La tercera reflexión sobre esa pena que sienten los viejos de hoy por los jóvenes es la de que, en una no despreciable parte, los problemas de los jóvenes se deben precisamente al comportamiento depredador que ha mantenido su generación a lo largo de su vida activa y mantiene hoy todavía como jubilada. Hemos vivido en unos presentes que depredaban el futuro, que remitían los problemas desagradables a las futuras generaciones en términos de promesas y deudas impagables, que solucionaban sus escollos dejando la factura de las soluciones a los seres que nos seguirían. El futuro ha sido la cantera inagotable para proveer de buen presente a los ahora viejos, pero el futuro ha empezado a tambalearse de puro sobrecargado que lo tenemos. Ha faltado una política del tiempo y ha sobrado una política de intoxicación ideológica.
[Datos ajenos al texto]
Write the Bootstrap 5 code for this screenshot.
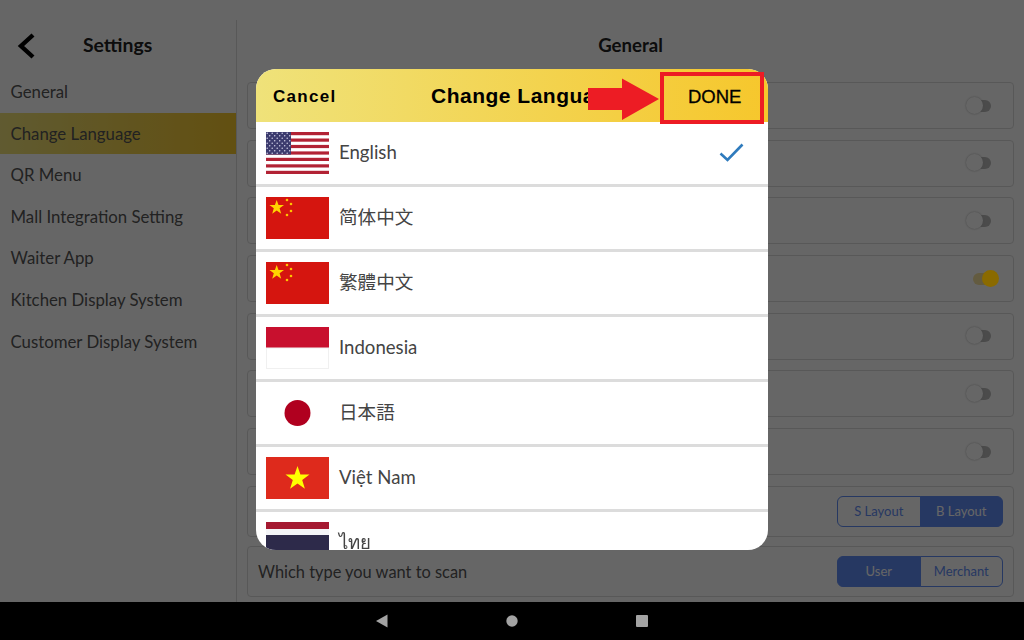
<!DOCTYPE html>
<html lang="en">
<head>
    <meta charset="UTF-8">
    <meta name="viewport" content="width=device-width, initial-scale=1.0">
    <title>Settings - Change Language</title>
    <link rel="stylesheet" href="https://cdn.jsdelivr.net/npm/bootstrap@5.3.0/dist/css/bootstrap.min.css">
    <style>
        html, body { height: 100%; overflow: hidden; }
        body { font-family: Lato, "Noto Sans CJK SC", sans-serif; color: #333; background: #fff; }
        .app-screen { height: 640px; }
        .app-body { height: 602px; padding-top: 20px; }
        .side-pane { width: 237px; border-right: 1px solid #ddd; flex: none; }
        .side-head { height: 51px; padding-left: 16px; }
        .side-title { font-size: 19.4px; font-weight: 700; color: #222; margin-left: 47px; margin-bottom: 2px; }
        .side-link { display: block; height: 41.6px; line-height: 41.6px; padding-left: 10.5px; font-size: 16.8px; color: #555; text-decoration: none; }
        .side-link.is-on { background: linear-gradient(90deg, #efe27a, #f6c72c); }
        .main-pane { padding: 0 10px; overflow: hidden; }
        .main-title { height: 50px; line-height: 50px; font-size: 18.6px; font-weight: 700; text-align: center; color: #222; margin-bottom: 12px; }
        .set-row { border: 1px solid #ddd; border-radius: 4px; height: 47px; margin-bottom: 10.7px; padding: 0 10px; font-size: 16.4px; color: #555; }
        .set-row.tall { height: 51px; margin-bottom: 9.5px; }
        .toggle-track { width: 18px; height: 12px; border-radius: 6px; background: #bbb; position: relative; margin-right: 12px; }
        .toggle-track::before { content: ""; position: absolute; left: -7px; top: -3px; width: 17px; height: 17px; border-radius: 50%; background: #fff; box-shadow: 0 0 2px #aaa; }
        .toggle-track.is-on { background: #f8e3a0; }
        .toggle-track.is-on::before { left: 9px; z-index: 1; background: #8a6a00; box-shadow: none; }
        .seg-wrap .btn { width: 83.5px; height: 31px; padding: 0; font-size: 13px; line-height: 29px; background: #fff; color: #5f8cf5; border-color: #5f8cf5; }
        .seg-wrap .btn.is-on { background: #5f8cf5; color: #fff; opacity: 1; }
        .nav-strip { height: 38px; background: #000; }
        .dim-layer { position: fixed; left: 0; top: 0; right: 0; bottom: 38px; background: rgba(0, 0, 0, .6); }
        .lang-box { position: fixed; left: 256px; top: 69px; width: 512px; height: 481px; border-radius: 20px; overflow: hidden; background: #fff; }
        .lang-head { height: 52.5px; background: linear-gradient(90deg, #efe27a, #f6c72c); color: #000; font-family: "Liberation Sans", Arial, sans-serif; font-weight: 700; position: relative; }
        .lang-cancel { position: absolute; left: 17px; top: 15px; font-size: 17px; letter-spacing: 1.3px; }
        .lang-title { position: absolute; left: 175px; top: 14px; font-size: 21px; letter-spacing: .5px; white-space: nowrap; line-height: 1.2; }
        .lang-done { position: absolute; left: 432px; top: 14px; font-size: 18.5px; font-weight: 400; -webkit-text-stroke: .3px #000; }
        .lang-item { height: 65px; padding: 0 10px; border-bottom: 3px solid #dcdcdc; font-size: 18.6px; color: #444; gap: 10px; }
        .lang-flag { width: 63px; height: 42px; flex: none; display: block; }
        .lang-check { margin-left: auto; margin-right: 14px; }
        .mark-on-top { position: fixed; left: 0; top: 0; width: 1024px; height: 640px; pointer-events: none; }
    </style>
</head>
<body>
<div class="app-screen d-flex flex-column">
    <div class="app-body d-flex">
        <div class="side-pane">
            <div class="side-head d-flex align-items-center">
                <svg width="20" height="26" viewBox="0 0 20 26"><path d="M17 2 L5 13 L17 24" fill="none" stroke="#000" stroke-width="4.4"/></svg>
                <span class="side-title">Settings</span>
            </div>
            <a class="side-link" href="#">General</a>
            <a class="side-link is-on" href="#">Change Language</a>
            <a class="side-link" href="#">QR Menu</a>
            <a class="side-link" href="#">Mall Integration Setting</a>
            <a class="side-link" href="#">Waiter App</a>
            <a class="side-link" href="#">Kitchen Display System</a>
            <a class="side-link" href="#">Customer Display System</a>
        </div>
        <div class="main-pane flex-grow-1">
            <div class="main-title">General</div>
            <div class="set-row d-flex align-items-center justify-content-end"><span class="toggle-track"></span></div>
            <div class="set-row d-flex align-items-center justify-content-end"><span class="toggle-track"></span></div>
            <div class="set-row d-flex align-items-center justify-content-end"><span class="toggle-track"></span></div>
            <div class="set-row d-flex align-items-center justify-content-end"><span class="toggle-track is-on"></span></div>
            <div class="set-row d-flex align-items-center justify-content-end"><span class="toggle-track"></span></div>
            <div class="set-row d-flex align-items-center justify-content-end"><span class="toggle-track"></span></div>
            <div class="set-row d-flex align-items-center justify-content-end"><span class="toggle-track"></span></div>
            <div class="set-row tall d-flex align-items-center justify-content-end">
                <div class="btn-group seg-wrap"><button class="btn">S Layout</button><button class="btn is-on">B Layout</button></div>
            </div>
            <div class="set-row tall d-flex align-items-center justify-content-between">
                <span>Which type you want to scan</span>
                <div class="btn-group seg-wrap"><button class="btn is-on">User</button><button class="btn">Merchant</button></div>
            </div>
        </div>
    </div>
    <div class="nav-strip d-flex align-items-center justify-content-center">
        <svg width="272" height="14" viewBox="0 0 272 14">
            <path d="M0 7 L11.5 0.5 V13.5 Z" fill="#a3a3a3"/>
            <circle cx="136" cy="7" r="5.7" fill="#a3a3a3"/>
            <rect x="260" y="1" width="12" height="12" rx="1" fill="#a3a3a3"/>
        </svg>
    </div>
</div>

<div class="dim-layer"></div>

<div class="lang-box">
    <div class="lang-head">
        <span class="lang-cancel">Cancel</span>
        <span class="lang-title">Change Language</span>
        <span class="lang-done">DONE</span>
    </div>
    <div class="lang-item d-flex align-items-center">
        <svg class="lang-flag" viewBox="0 0 63 42">
            <defs>
                <pattern id="usStars" width="5" height="5" patternUnits="userSpaceOnUse">
                    <circle cx="1.2" cy="1.2" r=".75" fill="#cfcfe6"/>
                    <circle cx="3.7" cy="3.7" r=".75" fill="#cfcfe6"/>
                </pattern>
            </defs>
            <rect width="63" height="42" fill="#fff"/>
            <g fill="#b22234">
                <rect y="0" width="63" height="3.2"/><rect y="6.5" width="63" height="3.2"/><rect y="12.9" width="63" height="3.2"/><rect y="19.4" width="63" height="3.2"/><rect y="25.8" width="63" height="3.2"/><rect y="32.3" width="63" height="3.2"/><rect y="38.8" width="63" height="3.2"/>
            </g>
            <rect width="25" height="22.6" fill="#3c3b6e"/>
            <rect width="25" height="22.6" fill="url(#usStars)"/>
        </svg>
        <span>English</span>
        <svg class="lang-check" width="25" height="19" viewBox="0 0 25 19"><path d="M1.5 10.5 L8.5 17 L23.5 1.5" fill="none" stroke="#2f7bbd" stroke-width="2.6"/></svg>
    </div>
    <div class="lang-item d-flex align-items-center">
        <svg class="lang-flag" viewBox="0 0 63 42">
            <rect width="63" height="42" fill="#d5150f"/>
            <path d="M10.7 3 L12.5 8 L18 8 L13.6 11.3 L15.2 16.8 L10.7 13.5 L6.2 16.8 L7.8 11.3 L3.4 8 L8.9 8 Z" fill="#ffd400"/>
            <circle cx="21" cy="3" r="1.3" fill="#ffc400"/><circle cx="25" cy="7" r="1.3" fill="#ffc400"/><circle cx="25" cy="14" r="1.3" fill="#ffc400"/><circle cx="21" cy="18" r="1.3" fill="#ffc400"/>
        </svg>
        <span>简体中文</span>
    </div>
    <div class="lang-item d-flex align-items-center">
        <svg class="lang-flag" viewBox="0 0 63 42">
            <rect width="63" height="42" fill="#d5150f"/>
            <path d="M10.7 3 L12.5 8 L18 8 L13.6 11.3 L15.2 16.8 L10.7 13.5 L6.2 16.8 L7.8 11.3 L3.4 8 L8.9 8 Z" fill="#ffd400"/>
            <circle cx="21" cy="3" r="1.3" fill="#ffc400"/><circle cx="25" cy="7" r="1.3" fill="#ffc400"/><circle cx="25" cy="14" r="1.3" fill="#ffc400"/><circle cx="21" cy="18" r="1.3" fill="#ffc400"/>
        </svg>
        <span lang="zh-Hant">繁體中文</span>
    </div>
    <div class="lang-item d-flex align-items-center">
        <svg class="lang-flag" viewBox="0 0 63 42">
            <rect width="63" height="21" fill="#c8102e"/>
            <rect x=".5" y="21" width="62" height="20.5" fill="#fff" stroke="#f0f0f0"/>
        </svg>
        <span>Indonesia</span>
    </div>
    <div class="lang-item d-flex align-items-center">
        <svg class="lang-flag" viewBox="0 0 63 42"><circle cx="31.5" cy="21" r="13" fill="#b0001f"/></svg>
        <span lang="ja">日本語</span>
    </div>
    <div class="lang-item d-flex align-items-center">
        <svg class="lang-flag" viewBox="0 0 63 42">
            <rect width="63" height="42" fill="#de2a1c"/>
            <path d="M31.5 9 L34.4 17.6 L43.5 17.6 L36.2 23 L38.9 31.8 L31.5 26.5 L24.1 31.8 L26.8 23 L19.5 17.6 L28.6 17.6 Z" fill="#ffff00"/>
        </svg>
        <span>Việt Nam</span>
    </div>
    <div class="lang-item d-flex align-items-center">
        <svg class="lang-flag" viewBox="0 0 63 42">
            <rect width="63" height="42" fill="#f4f5f8"/>
            <rect width="63" height="7" fill="#a51931"/>
            <rect y="13" width="63" height="15" fill="#2d2a4a"/>
            <rect y="35" width="63" height="7" fill="#a51931"/>
        </svg>
        <span>ไทย</span>
    </div>
</div>

<svg class="mark-on-top" viewBox="0 0 1024 640">
    <path d="M588 88 H622 V78.5 L659 99 L622 120 V110 H588 Z" fill="#ed1c24"/>
    <rect x="662" y="74" width="100" height="48" fill="none" stroke="#ed1c24" stroke-width="4"/>
</svg>
</body>
</html>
Pero de este último aspecto no hay rastro en la conciencia de los miembros de mi generación que, además de haber vivido y vivir hoy como nadie lo había hecho en España en época alguna, se ven favorecidos por la posesión de una buena conciencia a prueba de bomba. Si ustedes nos escuchan, oirán sin cesar la cantinela de cómo luchamos contra el tardofranquismo, cómo nos dejamos la piel en la pelea por la democracia, por las libertades, por los logros sociales. Y no solo fuimos héroes políticos, es que además estudiábamos y trabajábamos con una aplicación e intensidad que hoy ya no se comprendería. Incluso hoy luchamos como nadie por nuestras pensiones y miramos con un poco de desprecio a esos jóvenes que no saben movilizarse eficazmente contra la desigualdad. Un discurso que da grima a los que vivimos aquello y sabemos qué hicimos y qué no hicimos.

El poco pudor que nos queda nos obliga a levantar escépticas cejas ante el mismo. Así como nos hace conscientes de que en la lucha por las pensiones estamos aplicando de nuevo y con éxito la táctica que tan buen resultado nos dio siempre. La de depredar el futuro. Y los jóvenes, pobrecitos, tragan.